Forty per cent of employers expect to increase their permanent staff levels in the coming year, with engineering, IT, HR and distribution departments tipped to see the biggest job growth, according to findings in our 2016 Hays Salary Guide.
This far exceeds the 13% of employers who expect to decrease their permanent headcount.
Engineering professionals will be the biggest beneficiaries of this job creation, with 52% of employers indicating they will increase permanent headcount in their engineering department.
IT (47%), HR and distribution (both 45%), operational management (44%), project management (43%), and sales (41%) departments will also see permanent headcount growth. So too will 37% of purchasing/procurement, 36% of marketing and 26% of accountancy & finance departments.
With 70% of employers expecting business activity to increase in the year ahead, the addition of permanent headcount growth could explain why 60% say skill shortages will impact the effective operation of their business or department.
The number of temporary and contract jobs will also continue to rise in the year ahead. In fact, 21% of employers expect to increase their use of such staff over the next 12 months, which more than exceeds the 12% who plan to decrease their use of temporaries and contractors.
The greatest increases in temporary and contract job numbers will be in engineering departments (where 31% of employers plan to increase their use of such staff), followed by IT (29%), project management (25%), operational management and purchasing/procurement (both 23%), distribution (22%) and HR and sales (both 20%).
Meanwhile 15% of accountancy & finance and 10% of marketing departments will increase their use of temporaries and contractors.
The Hays Salary Guide also shows that while 31% of employers never or rarely use temporaries and contractors, 46% use them for special projects or workloads, and the final 23% use them on a regular ongoing basis.

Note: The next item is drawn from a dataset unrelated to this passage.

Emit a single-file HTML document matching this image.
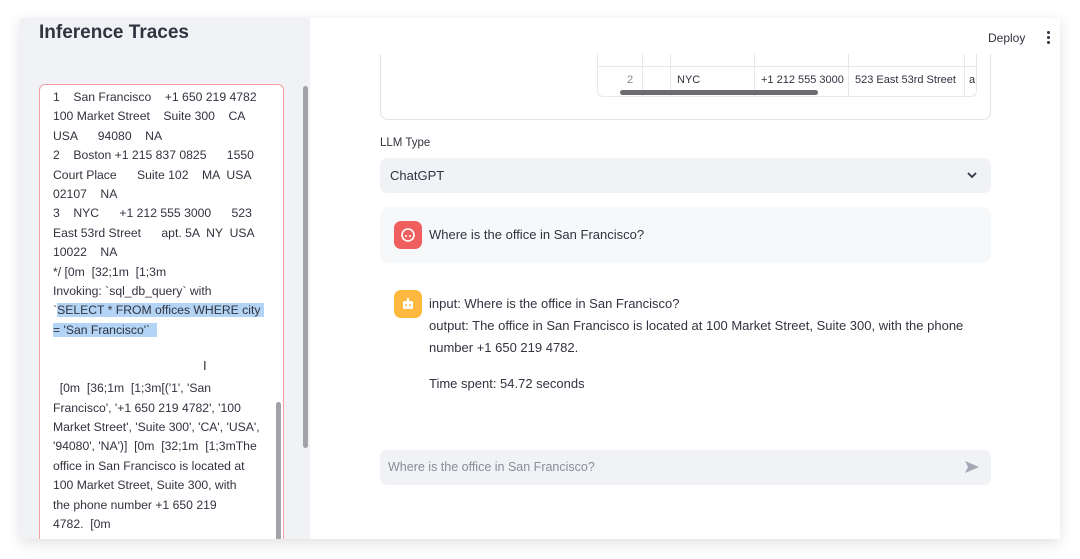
<!DOCTYPE html>
<html><head><meta charset="utf-8"><style>
*{margin:0;padding:0;box-sizing:border-box}
html,body{width:1080px;height:559px;overflow:hidden}
body{background:#fff;font-family:"Liberation Sans",sans-serif;position:relative;color:#31333f}
.app{position:absolute;left:20px;top:18px;width:1040px;height:521px;background:#fff;box-shadow:0 4px 14px rgba(0,0,0,.12);overflow:hidden}
.side{position:absolute;left:0;top:0;width:290px;height:521px;background:#f0f2f6;overflow:hidden}
.side h1{position:absolute;left:19px;top:4px;font-size:19px;font-weight:bold;color:#31333f}
.box{position:absolute;left:19px;top:66px;width:245px;height:470px;background:#fff;border:1px solid #f0a0a0;border-radius:6px;overflow:hidden}
.box pre{position:absolute;left:13px;top:3px;font-family:"Liberation Sans",sans-serif;font-size:12.2px;line-height:19.4px;white-space:pre;color:#31333f}
.hl{background:#b3d4f5}
.sb1{position:absolute;left:283px;top:68px;width:5px;height:362px;background:#a0a2a8;border-radius:3px}
.sb2{position:absolute;left:236px;top:317px;width:5px;height:160px;background:#a0a2a8;border-radius:3px}
.t{position:absolute;font-size:12.5px;color:#31333f}
</style></head><body>
<div class="app">
<div class="side"><h1>Inference Traces</h1>
<div class="box"><pre>1    San Francisco    +1 650 219 4782
100 Market Street    Suite 300    CA
USA      94080    NA
2    Boston +1 215 837 0825      1550
Court Place      Suite 102    MA  USA
02107    NA
3    NYC      +1 212 555 3000      523
East 53rd Street      apt. 5A  NY  USA
10022    NA
*/ [0m  [32;1m  [1;3m
Invoking: `sql_db_query` with
`<span class="hl">SELECT * FROM offices WHERE city </span>
<span class="hl">= 'San Francisco'`  </span>


  [0m  [36;1m  [1;3m[('1', 'San
Francisco', '+1 650 219 4782', '100
Market Street', 'Suite 300', 'CA', 'USA',
'94080', 'NA')]  [0m  [32;1m  [1;3mThe
office in San Francisco is located at
100 Market Street, Suite 300, with
the phone number +1 650 219
4782.  [0m</pre><div class="sb2"></div></div>
<div style="position:absolute;left:183px;top:340px;font-size:13px;color:#333">I</div>
<div class="sb1"></div>
</div>
<!-- table card -->
<div style="position:absolute;left:360px;top:-10px;width:611px;height:112px;border:1px solid #e0e2e6;border-radius:8px"></div>
<div style="position:absolute;left:577px;top:-10px;width:380px;height:89px;border:1px solid #e6e8ec;border-radius:6px;overflow:hidden">
<div style="position:absolute;left:0;top:57px;width:380px;border-top:1px solid #e6e8ec"></div>
<div style="position:absolute;left:44px;top:0;height:89px;border-left:1px solid #e6e8ec"></div>
<div style="position:absolute;left:72px;top:0;height:89px;border-left:1px solid #e6e8ec"></div>
<div style="position:absolute;left:156px;top:0;height:89px;border-left:1px solid #e6e8ec"></div>
<div style="position:absolute;left:250px;top:0;height:89px;border-left:1px solid #e6e8ec"></div>
<div style="position:absolute;left:366px;top:0;height:89px;border-left:1px solid #e6e8ec"></div>
<div class="t" style="left:29px;top:65px;font-size:11px;color:#888">2</div>
<div class="t" style="left:79px;top:65px;font-size:11px">NYC</div>
<div class="t" style="left:163px;top:65px;font-size:11px">+1 212 555 3000</div>
<div class="t" style="left:257px;top:65px;font-size:11px">523 East 53rd Street</div>
<div class="t" style="left:371px;top:65px;font-size:11px">a</div>
<div style="position:absolute;left:22px;top:81px;width:198px;height:5px;background:#6a6c70;border-radius:3px"></div>
</div>
<div style="position:absolute;left:290px;top:0;width:750px;height:36px;background:rgba(255,255,255,.96)"></div>
<div class="t" style="left:968px;top:13px;font-size:12px">Deploy</div>
<div style="position:absolute;left:1027px;top:13px;width:3px">
<div style="width:3px;height:3px;border-radius:50%;background:#31333f;margin-bottom:2px"></div><div style="width:3px;height:3px;border-radius:50%;background:#31333f;margin-bottom:2px"></div><div style="width:3px;height:3px;border-radius:50%;background:#31333f"></div></div>
<div class="t" style="left:360px;top:119px;font-size:11.5px">LLM Type</div>
<div style="position:absolute;left:360px;top:140px;width:611px;height:35px;background:#f0f2f6;border-radius:7px"></div>
<div class="t" style="left:370px;top:150px;font-size:13px">ChatGPT</div>
<svg style="position:absolute;left:947px;top:153px" width="10" height="8" viewBox="0 0 10 8"><path d="M1 2l4 4 4-4" stroke="#31333f" stroke-width="1.8" fill="none"/></svg>
<div style="position:absolute;left:360px;top:189px;width:611px;height:56px;background:#f7f8fa;border-radius:8px"></div>
<div style="position:absolute;left:374px;top:203px;width:28px;height:28px;background:#f05f5f;border-radius:7px"></div>
<svg style="position:absolute;left:380px;top:209px" width="16" height="16" viewBox="0 0 16 16"><circle cx="8" cy="8" r="6" stroke="#fff" stroke-width="1.6" fill="none"/><circle cx="6" cy="9" r="1" fill="#fff"/><circle cx="10" cy="9" r="1" fill="#fff"/></svg>
<div class="t" style="left:409px;top:209px;font-size:13px">Where is the office in San Francisco?</div>
<div style="position:absolute;left:374px;top:272px;width:28px;height:28px;background:#fdb93d;border-radius:7px"></div>
<svg style="position:absolute;left:380px;top:278px" width="16" height="16" viewBox="0 0 16 16"><rect x="3" y="5" width="10" height="8" rx="1.5" fill="#fff"/><rect x="7" y="2" width="2" height="3" fill="#fff"/><circle cx="6" cy="9" r="1" fill="#fdb93d"/><circle cx="10" cy="9" r="1" fill="#fdb93d"/></svg>
<div class="t" style="left:409px;top:275px;font-size:13px;line-height:22px">input: Where is the office in San Francisco?<br>output: The office in San Francisco is located at 100 Market Street, Suite 300, with the phone<br>number +1 650 219 4782.<div style="height:14px"></div>Time spent: 54.72 seconds</div>
<div style="position:absolute;left:360px;top:432px;width:611px;height:35px;background:#f0f2f6;border-radius:7px"></div>
<div class="t" style="left:368px;top:442px;font-size:12.5px;color:#8a8d96">Where is the office in San Francisco?</div>
<svg style="position:absolute;left:944px;top:442px" width="16" height="14" viewBox="0 0 16 14"><path d="M1 1l14 6-14 6 3-6z" fill="#a3a8b4"/></svg>
</div>
</body></html>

All this shows that the financial year ahead will certainly be one where the resilience of our recruitment market is on display.
We all now need to recognise that with permanent job vacancies, increasing the skill shortage will intensify anew, particularly around highl-skilled professionals.
This will lead to salary pressure when recruiting, but more notable pressure will come from existing employees who are aware of the positivity and want to see their salaries increase accordingly.